Veronica Koman Soal Pelanggaran HAM Papua – Aktivis Hak Asasi Manusia (HAM), Veronica Koman membeberkan dugaan pelanggaran HAM yang terjadi dalam Gerakan West Papua Melawan 2019. Dugaan pelanggaran ini tertuang dalam laporan perjalanan pergerakan Papua Barat pada 2019 yang diterbitkan oleh TAPOL.
Mengutip dari CNN, Veronica mengatakan bahwa laporan ini didasarkan pada gerakan di 22 kota di Papua Barat, 17 kota di Indonesia, dan tiga kota di luar negeri selama periode 19 Agustus-30 September 2019.
“Laporan ini menunjukkan bahwa setelah serangkaian peristiwa yang menjadi pemicu, aksi demonstrasi spontan meledak di West Papua. Pihak yang berwenang juga menggunakan berbagai strategi untuk membendung, lalu menumpas aksi massa tersebut,” ucap Veronica.
Berbagai gerakan tersebut dipicu oleh tindakan rasis terhadap mahasiswa Papua Barat di Malang, pada 15 Agustus. Dan di Surabaya pada 16 dan 17 Agustus serta di Semarang pada 18 Agustus.

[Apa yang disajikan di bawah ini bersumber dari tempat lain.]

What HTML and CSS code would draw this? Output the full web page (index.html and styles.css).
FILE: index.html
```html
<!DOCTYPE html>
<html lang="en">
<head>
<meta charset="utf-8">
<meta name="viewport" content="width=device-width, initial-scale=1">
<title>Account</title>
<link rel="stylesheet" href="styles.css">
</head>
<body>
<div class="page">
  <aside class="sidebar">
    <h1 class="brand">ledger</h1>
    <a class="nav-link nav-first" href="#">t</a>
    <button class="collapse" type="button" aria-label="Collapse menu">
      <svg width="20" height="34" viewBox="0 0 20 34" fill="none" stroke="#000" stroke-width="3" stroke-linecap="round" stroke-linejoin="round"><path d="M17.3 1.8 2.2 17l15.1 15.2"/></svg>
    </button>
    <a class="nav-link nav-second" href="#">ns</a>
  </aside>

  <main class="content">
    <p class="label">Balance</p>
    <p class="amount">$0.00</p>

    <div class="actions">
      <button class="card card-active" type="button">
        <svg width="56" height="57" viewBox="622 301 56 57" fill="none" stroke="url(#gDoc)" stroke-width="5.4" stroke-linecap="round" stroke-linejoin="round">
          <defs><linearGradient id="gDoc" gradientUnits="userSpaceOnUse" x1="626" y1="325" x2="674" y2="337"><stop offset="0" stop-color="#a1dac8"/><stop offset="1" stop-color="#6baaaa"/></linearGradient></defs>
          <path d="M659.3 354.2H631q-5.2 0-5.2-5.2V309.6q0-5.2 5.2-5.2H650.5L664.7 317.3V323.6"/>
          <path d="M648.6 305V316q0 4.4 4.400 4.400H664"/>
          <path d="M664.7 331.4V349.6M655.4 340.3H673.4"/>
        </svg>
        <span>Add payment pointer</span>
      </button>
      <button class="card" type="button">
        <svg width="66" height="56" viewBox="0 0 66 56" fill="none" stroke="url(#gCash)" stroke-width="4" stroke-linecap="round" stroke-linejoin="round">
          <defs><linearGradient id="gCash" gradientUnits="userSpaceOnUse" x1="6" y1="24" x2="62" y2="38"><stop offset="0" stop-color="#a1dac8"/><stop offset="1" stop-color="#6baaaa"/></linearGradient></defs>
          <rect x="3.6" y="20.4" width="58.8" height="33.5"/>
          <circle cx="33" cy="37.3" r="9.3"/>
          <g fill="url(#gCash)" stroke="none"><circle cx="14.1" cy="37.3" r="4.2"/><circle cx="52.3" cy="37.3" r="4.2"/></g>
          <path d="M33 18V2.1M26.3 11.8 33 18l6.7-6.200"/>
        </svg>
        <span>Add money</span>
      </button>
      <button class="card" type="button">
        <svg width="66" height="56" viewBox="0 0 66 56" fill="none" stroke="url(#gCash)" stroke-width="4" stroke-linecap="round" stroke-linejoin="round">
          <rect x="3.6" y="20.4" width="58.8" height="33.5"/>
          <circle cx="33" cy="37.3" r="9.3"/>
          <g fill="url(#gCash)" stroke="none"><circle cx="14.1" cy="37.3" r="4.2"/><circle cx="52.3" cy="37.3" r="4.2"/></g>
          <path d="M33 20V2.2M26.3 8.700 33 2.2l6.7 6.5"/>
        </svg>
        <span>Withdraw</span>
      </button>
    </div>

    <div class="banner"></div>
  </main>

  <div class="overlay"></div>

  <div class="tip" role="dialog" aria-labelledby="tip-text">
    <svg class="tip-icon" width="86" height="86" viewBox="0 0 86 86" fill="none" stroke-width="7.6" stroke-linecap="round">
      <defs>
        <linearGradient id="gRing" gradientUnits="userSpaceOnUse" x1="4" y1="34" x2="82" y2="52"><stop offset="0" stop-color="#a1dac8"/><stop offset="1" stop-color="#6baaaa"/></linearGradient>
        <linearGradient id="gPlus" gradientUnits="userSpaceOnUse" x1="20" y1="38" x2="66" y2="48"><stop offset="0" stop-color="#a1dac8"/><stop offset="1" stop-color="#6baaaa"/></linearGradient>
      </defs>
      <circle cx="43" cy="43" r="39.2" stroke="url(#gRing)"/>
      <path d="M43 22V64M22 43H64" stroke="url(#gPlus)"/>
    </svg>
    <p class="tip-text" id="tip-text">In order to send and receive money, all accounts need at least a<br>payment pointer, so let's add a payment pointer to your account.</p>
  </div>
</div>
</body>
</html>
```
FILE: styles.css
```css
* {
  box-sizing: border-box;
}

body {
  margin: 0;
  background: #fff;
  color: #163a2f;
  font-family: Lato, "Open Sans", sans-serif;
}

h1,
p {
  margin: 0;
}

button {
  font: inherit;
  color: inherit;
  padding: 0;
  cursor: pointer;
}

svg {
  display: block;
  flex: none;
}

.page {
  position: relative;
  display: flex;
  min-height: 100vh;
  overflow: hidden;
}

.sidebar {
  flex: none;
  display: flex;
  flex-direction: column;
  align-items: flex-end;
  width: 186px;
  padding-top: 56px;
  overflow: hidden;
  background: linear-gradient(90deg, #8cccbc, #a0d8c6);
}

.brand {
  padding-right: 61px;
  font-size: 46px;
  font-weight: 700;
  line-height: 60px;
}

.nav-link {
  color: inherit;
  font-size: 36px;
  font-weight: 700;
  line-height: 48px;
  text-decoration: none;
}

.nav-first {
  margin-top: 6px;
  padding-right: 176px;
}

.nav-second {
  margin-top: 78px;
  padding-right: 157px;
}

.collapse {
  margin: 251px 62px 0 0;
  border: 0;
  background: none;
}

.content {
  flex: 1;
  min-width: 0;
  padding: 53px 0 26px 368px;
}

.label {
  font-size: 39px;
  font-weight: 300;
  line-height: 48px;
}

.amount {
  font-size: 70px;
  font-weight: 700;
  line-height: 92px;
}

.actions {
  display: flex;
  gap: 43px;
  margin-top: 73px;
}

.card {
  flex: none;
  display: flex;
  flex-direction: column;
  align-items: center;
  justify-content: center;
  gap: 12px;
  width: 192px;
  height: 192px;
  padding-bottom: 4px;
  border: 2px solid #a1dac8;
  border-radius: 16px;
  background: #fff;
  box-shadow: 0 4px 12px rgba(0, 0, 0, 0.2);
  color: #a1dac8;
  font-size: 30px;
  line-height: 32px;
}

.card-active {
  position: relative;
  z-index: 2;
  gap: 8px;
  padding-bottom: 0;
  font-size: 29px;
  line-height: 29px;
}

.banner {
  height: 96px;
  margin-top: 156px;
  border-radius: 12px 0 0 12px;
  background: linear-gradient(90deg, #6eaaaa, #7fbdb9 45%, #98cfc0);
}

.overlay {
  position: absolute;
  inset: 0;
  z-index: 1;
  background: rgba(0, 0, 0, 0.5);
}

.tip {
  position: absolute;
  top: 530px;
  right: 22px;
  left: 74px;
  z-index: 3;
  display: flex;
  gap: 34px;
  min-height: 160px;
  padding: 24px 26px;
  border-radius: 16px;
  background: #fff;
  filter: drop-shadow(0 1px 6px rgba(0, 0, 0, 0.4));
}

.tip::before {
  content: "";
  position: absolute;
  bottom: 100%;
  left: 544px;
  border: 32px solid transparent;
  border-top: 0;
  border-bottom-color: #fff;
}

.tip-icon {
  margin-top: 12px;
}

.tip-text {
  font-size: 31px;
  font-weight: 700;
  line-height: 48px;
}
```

Veronica juga menyebut bahwa laporan ini dapat memberikan gambaran lebih detail tentang isu rasisme, pembunuhan di luar hukum, kebebasan pers, pemadaman internet, pasal makar, penggunaan kekuatan berlebihan terhadap demonstran, hingga penggunaan milisi sipil.
Baca Juga: Dinas Pendidikan Papua Mempertahankan Bahasa Ibu
Tahanan Politik Dalam Laporan
Dalam laporan tersebut, tercatat ada 1.017 orang yang ditahan selama masa pergerakan. Dari angka itu ada sekitar 22 tahanan politik yang disebutkan dengan dugaan makar.

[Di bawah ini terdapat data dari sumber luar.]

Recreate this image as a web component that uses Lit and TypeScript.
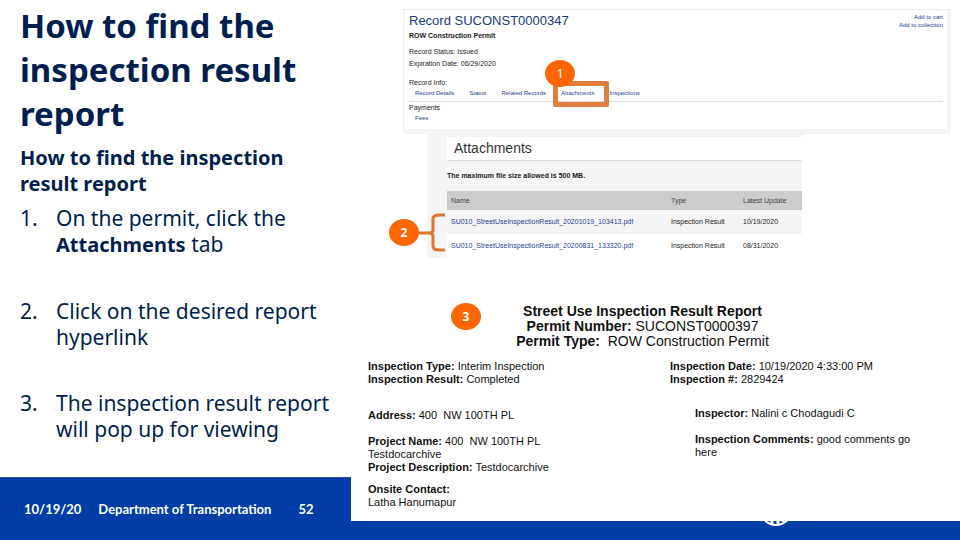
import { LitElement, html, css } from "lit";
import { customElement } from "lit/decorators.js";

const links = css`
  a {
    color: #1f3f8f;
    text-decoration: none;
  }
`;

const badge = css`
  .badge {
    position: absolute;
    display: flex;
    align-items: center;
    justify-content: center;
    width: 30px;
    height: 27px;
    border-radius: 50%;
    background: #ff6600;
    color: #fff;
    font: 12px/27px "Noto Sans", sans-serif;
  }
`;

@customElement("record-panel")
class RecordPanel extends LitElement {
  static styles = [
    links,
    badge,
    css`
      :host {
        display: block;
        font: 7px/12px "Liberation Sans", Arial, sans-serif;
        color: #222;
      }
      .panel {
        background: #fff;
        border: 1px solid #eee;
        border-right: 4px solid #f5f5f5;
        border-bottom: 5px solid #f5f5f5;
        padding: 3px 4px 3px 5px;
      }
      .top {
        display: flex;
        justify-content: space-between;
      }
      h2 {
        margin: 0;
        font-size: 13px;
        line-height: 16px;
        font-weight: 400;
        color: #1a3a82;
      }
      p {
        margin: 0;
      }
      .type {
        font-weight: 700;
        line-height: 14px;
        margin-bottom: 3px;
      }
      .side {
        display: flex;
        flex-direction: column;
        text-align: right;
        font-size: 6px;
        line-height: 8px;
      }
      .info {
        margin-top: 7px;
      }
      ul {
        display: flex;
        gap: 15px;
        list-style: none;
        margin: 0;
        padding: 0 6px 3px;
        font-size: 6px;
        line-height: 9px;
      }
      .tabs {
        border-bottom: 1px solid #ddd;
      }
      li {
        position: relative;
      }
      .frame {
        position: absolute;
        inset: -8px -15px -9px -8px;
        border: 5px solid #df7f3b;
        border-radius: 2px;
        pointer-events: none;
      }
      .one {
        left: -16px;
        top: -29px;
      }
    `,
  ];

  render() {
    return html`<section class="panel">
      <div class="top">
        <h2>Record SUCONST0000347</h2>
        <div class="side">
          <a href="#cart">Add to cart</a>
          <a href="#collection">Add to collection</a>
        </div>
      </div>
      <p class="type">ROW Construction Permit</p>
      <p>Record Status: Issued</p>
      <p>Expiration Date: 06/29/2020</p>
      <p class="info">Record Info:</p>
      <ul class="tabs">
        <li><a href="#details">Record Details</a></li>
        <li><a href="#status">Status</a></li>
        <li><a href="#related">Related Records</a></li>
        <li>
          <a href="#attachments">Attachments</a>
          <span class="frame"></span>
          <span class="badge one">1</span>
        </li>
        <li><a href="#inspections">Inspections</a></li>
      </ul>
      <p>Payments</p>
      <ul>
        <li><a href="#fees">Fees</a></li>
      </ul>
    </section>`;
  }
}

const files = [
  { name: "SU010_StreetUseInspectionResult_20201019_103413.pdf", date: "10/19/2020" },
  { name: "SU010_StreetUseInspectionResult_20200831_133320.pdf", date: "08/31/2020" },
];

@customElement("attachments-panel")
class AttachmentsPanel extends LitElement {
  static styles = [
    links,
    badge,
    css`
      :host {
        display: block;
        position: relative;
        font: 7px/12px "Liberation Sans", Arial, sans-serif;
        color: #222;
      }
      .panel {
        background: #f5f5f5;
        padding: 3px 0 0 20px;
      }
      h2 {
        margin: 0;
        padding-left: 7px;
        background: #fff;
        border-bottom: 1px solid #ddd;
        font-size: 14px;
        line-height: 23px;
        font-weight: 400;
        color: #333;
      }
      .limit {
        margin: 0;
        line-height: 30px;
        font-weight: 700;
      }
      table {
        width: 100%;
        border-collapse: collapse;
        table-layout: fixed;
        line-height: 12px;
      }
      th,
      td {
        text-align: left;
        font-weight: 400;
        padding: 0 0 0 4px;
        height: 24px;
        white-space: nowrap;
      }
      th {
        height: 19px;
        background: #ccc;
        color: #444;
      }
      .name {
        width: 216px;
      }
      .kind {
        width: 68px;
      }
      tbody tr:last-child td {
        background: #fff;
      }
      .two {
        left: -38px;
        top: 85px;
        font-weight: 700;
      }
      .bracket {
        position: absolute;
        left: -8px;
        top: 79px;
        width: 27px;
        height: 39px;
      }
    `,
  ];

  render() {
    return html`<section class="panel">
        <h2>Attachments</h2>
        <p class="limit">The maximum file size allowed is 500 MB.</p>
        <table>
          <thead>
            <tr>
              <th class="name">Name</th>
              <th class="kind">Type</th>
              <th>Latest Update</th>
            </tr>
          </thead>
          <tbody>
            ${files.map(
              (f) => html`<tr>
                <td><a href="#file">${f.name}</a></td>
                <td>Inspection Result</td>
                <td>${f.date}</td>
              </tr>`
            )}
          </tbody>
        </table>
      </section>
      <svg class="bracket" viewBox="0 0 27 39" fill="none" stroke="#dd7430" stroke-width="3">
        <path d="M26 2 H20 Q14 2 14 6 V17 Q14 20 10 20 H0 M10 20 Q14 20 14 23 V33 Q14 37 20 37 H26" />
      </svg>
      <span class="badge two">2</span>`;
  }
}

@customElement("inspection-report")
class InspectionReport extends LitElement {
  static styles = [
    badge,
    css`
      :host {
        display: block;
        position: relative;
        background: #fff;
        font: 11px/13px "Liberation Sans", Arial, sans-serif;
        color: #111;
      }
      h2 {
        margin: 0;
        padding: 12px 26px 11px 0;
        font-size: 14px;
        line-height: 15px;
        font-weight: 400;
        text-align: center;
        white-space: pre-wrap;
      }
      .cols {
        display: flex;
        gap: 24px;
        padding: 0 30px 12px 17px;
      }
      .left {
        flex: 278;
      }
      .right {
        flex: 260;
      }
      p {
        margin: 0 0 13px;
      }
      .left p:first-child {
        margin-bottom: 23px;
      }
      .right p:first-child {
        margin-bottom: 21px;
      }
      .left .project {
        margin-bottom: 9px;
      }
      .left p:last-child {
        margin-bottom: 0;
      }
      .shift {
        padding-left: 25px;
      }
      .three {
        left: 100px;
        top: 11px;
        font-weight: 700;
      }
    `,
  ];

  render() {
    return html`<h2><b>Street Use Inspection Result Report</b>
<b>Permit Number:</b> SUCONST0000397
<b>Permit Type:</b>  ROW Construction Permit</h2>
      <div class="cols">
        <div class="left">
          <p><b>Inspection Type:</b> Interim Inspection<br /><b>Inspection Result:</b> Completed</p>
          <p><b>Address:</b> 400&nbsp; NW 100TH PL</p>
          <p class="project"><b>Project Name:</b> 400&nbsp; NW 100TH PL<br />Testdocarchive<br /><b>Project Description:</b> Testdocarchive</p>
          <p><b>Onsite Contact:</b><br />Latha Hanumapur</p>
        </div>
        <div class="right">
          <p><b>Inspection Date:</b> 10/19/2020 4:33:00 PM<br /><b>Inspection #:</b> 2829424</p>
          <p class="shift"><b>Inspector:</b> Nalini c Chodagudi C</p>
          <p class="shift"><b>Inspection Comments:</b> good comments go<br />here</p>
        </div>
      </div>
      <span class="badge three">3</span>`;
  }
}

@customElement("app-root")
class AppRoot extends LitElement {
  static styles = css`
    :host {
      display: grid;
      grid-template-columns: 351fr 609fr;
      grid-template-rows: 1fr 63px;
      min-height: 100vh;
      background: #fff;
      color: #001f4f;
      font-family: "Noto Sans", sans-serif;
    }
    .steps {
      grid-area: 1 / 1;
      padding: 4px 16px 0 20px;
    }
    h1 {
      margin: 0 0 9px;
      font-size: 33px;
      line-height: 44px;
    }
    h2 {
      margin: 0 0 8px;
      font-size: 20px;
      line-height: 26px;
    }
    ol {
      list-style: none;
      margin: 0;
      padding: 0;
      display: flex;
      flex-direction: column;
      gap: 40px;
      font-size: 21px;
      line-height: 26px;
    }
    ol b {
      font-size: 20px;
    }
    li {
      display: grid;
      grid-template-columns: 36px 1fr;
    }
    footer {
      grid-area: 2 / 1 / 3 / 3;
      display: flex;
      align-items: center;
      background: #003da5;
      border-top: 1px solid #2f528f;
      color: #fff;
      font: 700 13px/16px Lato, sans-serif;
      padding-left: 24px;
    }
    .dept {
      margin: 0 27px 0 17px;
    }
    .logo {
      width: 34px;
      height: 34px;
      margin: 0 167px 0 auto;
    }
    .figures {
      grid-area: 1 / 2 / 3 / 3;
      align-self: start;
      padding-top: 9px;
    }
    record-panel {
      margin: 0 9px 0 52px;
    }
    attachments-panel {
      margin: 0 158px 34px 76px;
    }
  `;

  render() {
    return html`
      <main class="steps">
        <h1>How to find the inspection result report</h1>
        <h2>How to find the inspection result report</h2>
        <ol>
          <li><span>1.</span><span>On the permit, click the <b>Attachments</b> tab</span></li>
          <li><span>2.</span><span>Click on the desired report hyperlink</span></li>
          <li><span>3.</span><span>The inspection result report will pop up for viewing</span></li>
        </ol>
      </main>
      <footer>
        <span>10/19/20</span>
        <span class="dept">Department of Transportation</span>
        <span>52</span>
        <svg class="logo" viewBox="0 0 34 34" fill="none" stroke="#fff">
          <circle cx="17" cy="17" r="16" stroke-width="2" />
          <path d="M8 12 V29 M13 8 V33 M19 6 V33 M24 8 V30" stroke-width="3" />
        </svg>
      </footer>
      <div class="figures">
        <record-panel></record-panel>
        <attachments-panel></attachments-panel>
        <inspection-report></inspection-report>
      </div>
    `;
  }
}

Sebelumnya, Veronica Koman sendiri tercatat sebagai salah satu tahanan politik bersama dengan Dandhy Laksono. Ia menjadi tersangka ujaran kebencian dan menyebarkan kebohongan atas insiden asrama Surabaya akibat cuitannya pada media sosial Twitter.
Veronica mencuitkan sejumlah seruan mobilisasi aksi ke jalan di Jayapura dan sejumlah kota di Papua. Kini Veronica masuk dalam Daftar Pencarian Orang (DPO) karena masih berada di Australia.
Sementara Dhandy Laksono ditangkap pada 26 September 2019. Dalam laporan tersebut tertulis bahwa Dhandy ditangkap akibat cuitan soal kerusuhan Jayapura dan Wamena pada 23 September 2019 yang disebut sebagai ujaran kebencian.
Dhandy dibebaskan beberapa jam kemudian setelah penahanan dirinya memicu kemarahan publik. Namun hingga kini, Dhandy masih berstatus tersangka atas kasus tersebut.